In recent years, horse owners have been warned against rushing for the jug of corn oil when a beautiful coat is desired or additional calories for weight gain are needed.
The primary reason corn oil has fallen out of favor has to do with its fatty acid profile. Corn oil contains 50 times more omega-6 fatty acids than omega-3 fatty acids. As more is learned about the numerous health benefits omega-3s (anti-inflammatory molecules) have to offer compared to omega-6s (pro-inflammatory molecules), the use of corn oil in combination with concentrates has declined and often substituted with alternative vegetable oils such as soybean and canola.
Essential fatty acids are not produced by the body, so they must be supplied by the diet. Although an ideal ratio has not been identified for horses, concentrate feeds are typically formulated to have a ratio of less than 10:1 (omega-6:omega-3), which helps create a more favorable balance for the entire diet. Fresh and conserved forages contain more omega-3s than omega-6s, but some horses cannot thrive on forage alone, so selecting the appropriate feedstuffs becomes important.
Flax is widely used in equine diets as a source of fat and omega-3s as well as fish oils which ensure essentialfatty acids are directly available for their anti-inflammatory value and other health benefits, including improvements in glucose tolerance, reproductive function, and immunity.
Increased inflammation is a clinical symptom of certain equine conditions, such as Cushing’s disease and inflammatory airway disease. For these horses, diet manipulation of the omega-3:omega-6 ratio is important, as adding corn oil, with its pro-inflammatory omega-6s, only adds insult to injury.
Keep in mind, though, that corn oil is not the devil.
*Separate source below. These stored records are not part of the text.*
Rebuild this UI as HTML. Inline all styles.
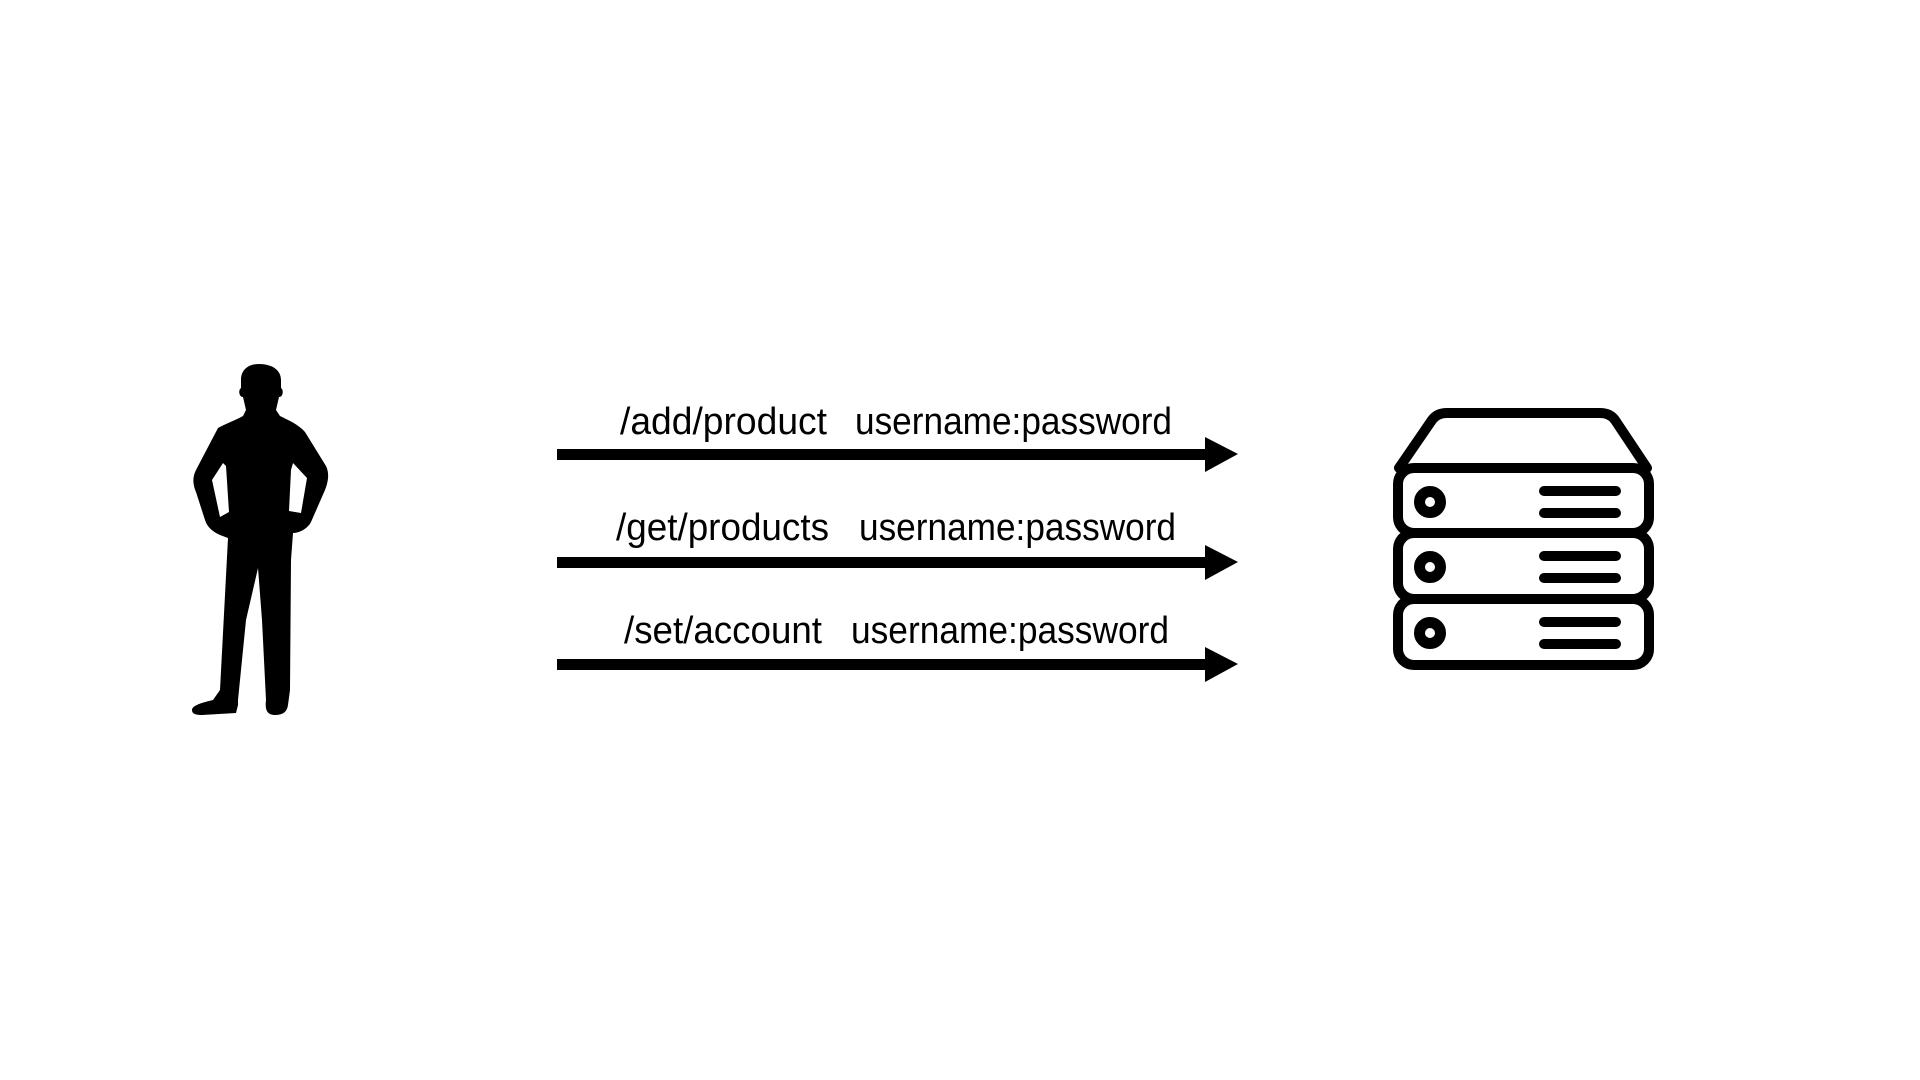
<!DOCTYPE html>
<html><head><meta charset="utf-8"><style>html,body{margin:0;padding:0;background:#fff;}svg{display:block}</style></head>
<body>
<svg width="1920" height="1080" viewBox="0 0 1920 1080" xmlns="http://www.w3.org/2000/svg">
<rect width="1920" height="1080" fill="#fff"/>
<path fill="#000" fill-rule="evenodd" d="M259,364 C248,364 241,370 241,380 L241,388 C238,390 239,397 243,397 L246,410 L243,416 C236,420 225,424 218,428 L196,470 C192,478 193,485 196,492 L205,520 C207,527 213,532 220,535 L228,538 L220,690 L213,700 C200,703 192,706 192,710 C192,714 196,715 202,715 L236,713 L238,705 L238,700 L246,620 L258,568 L262,620 L266,700 C265,708 266,715 275,715 C283,715 287,712 288,705 L290,690 L291,560 L293,533 C300,533 308,528 311,522 L325,490 C329,480 329,472 326,466 L305,432 C298,424 288,420 280,416 L276,410 L279,397 C283,397 284,390 281,388 L281,380 C281,370 272,364 259,364 Z M223,463 L212,480 L220,517 L229,512 L226,466 Z M293,463 L307,478 L301,513 L289,511 L291,470 Z"/>
<g fill="#000" font-family="'Liberation Sans', Arial, sans-serif" font-size="38">
<text x="620" y="434" textLength="207" lengthAdjust="spacingAndGlyphs">/add/product</text>
<text x="855" y="434" textLength="317" lengthAdjust="spacingAndGlyphs">username:password</text>
<text x="616" y="540" textLength="213" lengthAdjust="spacingAndGlyphs">/get/products</text>
<text x="859" y="540" textLength="317" lengthAdjust="spacingAndGlyphs">username:password</text>
<text x="624" y="643" textLength="198" lengthAdjust="spacingAndGlyphs">/set/account</text>
<text x="851" y="643" textLength="318" lengthAdjust="spacingAndGlyphs">username:password</text>
</g>
<g fill="#000">
<rect x="557" y="449" width="652" height="11"/><polygon points="1205,437 1238,454 1205,472"/>
<rect x="557" y="557" width="652" height="11"/><polygon points="1205,545 1238,562 1205,580"/>
<rect x="557" y="659" width="652" height="11"/><polygon points="1205,647 1238,664 1205,682"/>
</g>
<g fill="none" stroke="#000" stroke-width="10" stroke-linecap="round" stroke-linejoin="round">
<path d="M1399,468 L1432,420 Q1437,413 1447,413 L1600,413 Q1610,413 1615,420 L1647,468"/>
<rect x="1398" y="468" width="251" height="65" rx="16"/>
<rect x="1398" y="533" width="251" height="66" rx="16"/>
<rect x="1398" y="599" width="251" height="66" rx="16"/>
<circle cx="1430" cy="502" r="10.5" stroke-width="11"/>
<circle cx="1430" cy="567" r="10.5" stroke-width="11"/>
<circle cx="1430" cy="633" r="10.5" stroke-width="11"/>
<path d="M1544,491 H1616 M1544,513 H1616 M1544,556 H1616 M1544,578 H1616 M1544,622 H1616 M1544,644 H1616"/>
</g>
</svg>
</body></html>
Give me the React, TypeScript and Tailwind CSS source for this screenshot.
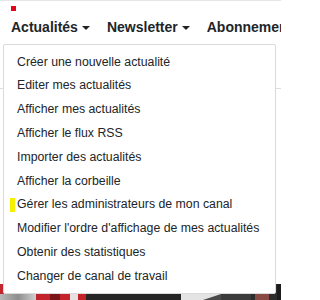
import React from 'react';

const menuItems = [
  'Créer une nouvelle actualité',
  'Editer mes actualités',
  'Afficher mes actualités',
  'Afficher le flux RSS',
  'Importer des actualités',
  'Afficher la corbeille',
  'Gérer les administrateurs de mon canal',
  "Modifier l'ordre d'affichage de mes actualités",
  'Obtenir des statistiques',
  'Changer de canal de travail',
];

const Caret = () => (
  <span className="ml-[4px] inline-block h-0 w-0 border-x-[4px] border-t-[4.5px] border-x-transparent border-t-[#222] align-[2px]" />
);

const NavLink = ({ label, caret = true }: { label: string; caret?: boolean }) => (
  <span className="whitespace-nowrap">
    {label}
    {caret && <Caret />}
  </span>
);

// bottom strip: cropped tops of the news card photos
const PhotoLeft = () => (
  <svg width="181" height="16" viewBox="0 0 181 16" className="block shrink-0">
    <defs>
      <linearGradient id="crowd" x1="0" x2="1">
        <stop offset="0" stopColor="#b8b8b8" />
        <stop offset="0.5" stopColor="#8e8e8e" />
        <stop offset="1" stopColor="#d0d0d0" />
      </linearGradient>
    </defs>
    <rect x="0" y="0" width="181" height="16" fill="#262626" />
    <rect x="0" y="0" width="36" height="16" fill="url(#crowd)" />
    <rect x="0" y="0" width="4" height="10" fill="#c4262e" />
    <rect x="36" y="0" width="50" height="16" fill="#c3242c" />
    <rect x="50" y="8" width="10" height="8" fill="#7a1418" />
    <rect x="70" y="6" width="8" height="10" fill="#e9e1e1" />
  </svg>
);

const PhotoRight = () => (
  <svg width="100" height="16" viewBox="0 0 100 16" className="block shrink-0">
    <rect x="0" y="0" width="100" height="16" fill="#2d2d2d" />
    <rect x="0" y="0" width="40" height="16" fill="#e4e4e4" />
    <polygon points="22,16 40,10 40,16" fill="#4a4a4a" />
    <rect x="40" y="0" width="30" height="16" fill="#3b3b3b" />
    <rect x="74" y="8" width="14" height="8" fill="#8a4a44" />
    <rect x="96" y="0" width="4" height="16" fill="#1c1c1c" />
  </svg>
);

const App: React.FC = () => {
  return (
    <div className="relative h-[300px] w-[281px] overflow-hidden border-t border-[#e6e6e6] bg-white font-['Liberation_Sans',Arial,sans-serif] text-[#212529]">
      <header className="pl-[11px] pt-[5px]">
        <div className="h-[5px] w-[5px] bg-[#e3051b]" />
        <nav className="mt-[7px] flex gap-[17px] text-[14px] font-bold leading-[18px]">
          <NavLink label="Actualités" />
          <NavLink label="Newsletter" />
          <NavLink label="Abonnements" />
        </nav>
      </header>

      <main>
        <div className="mt-[52px] border-t border-[#dedede]" />
        <div className="mt-[195px] flex">
          <PhotoLeft />
          <PhotoRight />
        </div>
      </main>

      {/* open dropdown of "Actualités" */}
      <ul className="absolute left-[3px] top-[43px] w-[273px] rounded-[2px] border border-[#dadada] bg-white py-[5px] text-[12.3px] text-[#212529]">
        {menuItems.map((item, i) => (
          <li key={item} className="relative flex h-[23.8px] items-center whitespace-nowrap pl-[13px]">
            {i === 6 && <span className="absolute left-[6px] top-[5px] h-[14px] w-[5px] bg-[#f5f000]" />}
            {item}
          </li>
        ))}
      </ul>
    </div>
  );
};

export default App;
If your horse is prone to gastric ulcers or discomfort there may be justification to add a small amount of corn oil to his diet. One study* found that daily supplementation of corn oil, about three tablespoons, resulted in reduced gastric acid output and this may offer an inexpensive way to support gastric health.
*Cargile, J.L., J.A. Burrow, I. Kim, N.D. Cohen, and A.M. Merritt. 2004. Effect of dietary corn oil supplementation on equine gastric fluid acid, sodium, and prostaglandin E2 content before and during pentagastrin infusion. Journal of Veterinary Internal Medicine 18(4):545-549.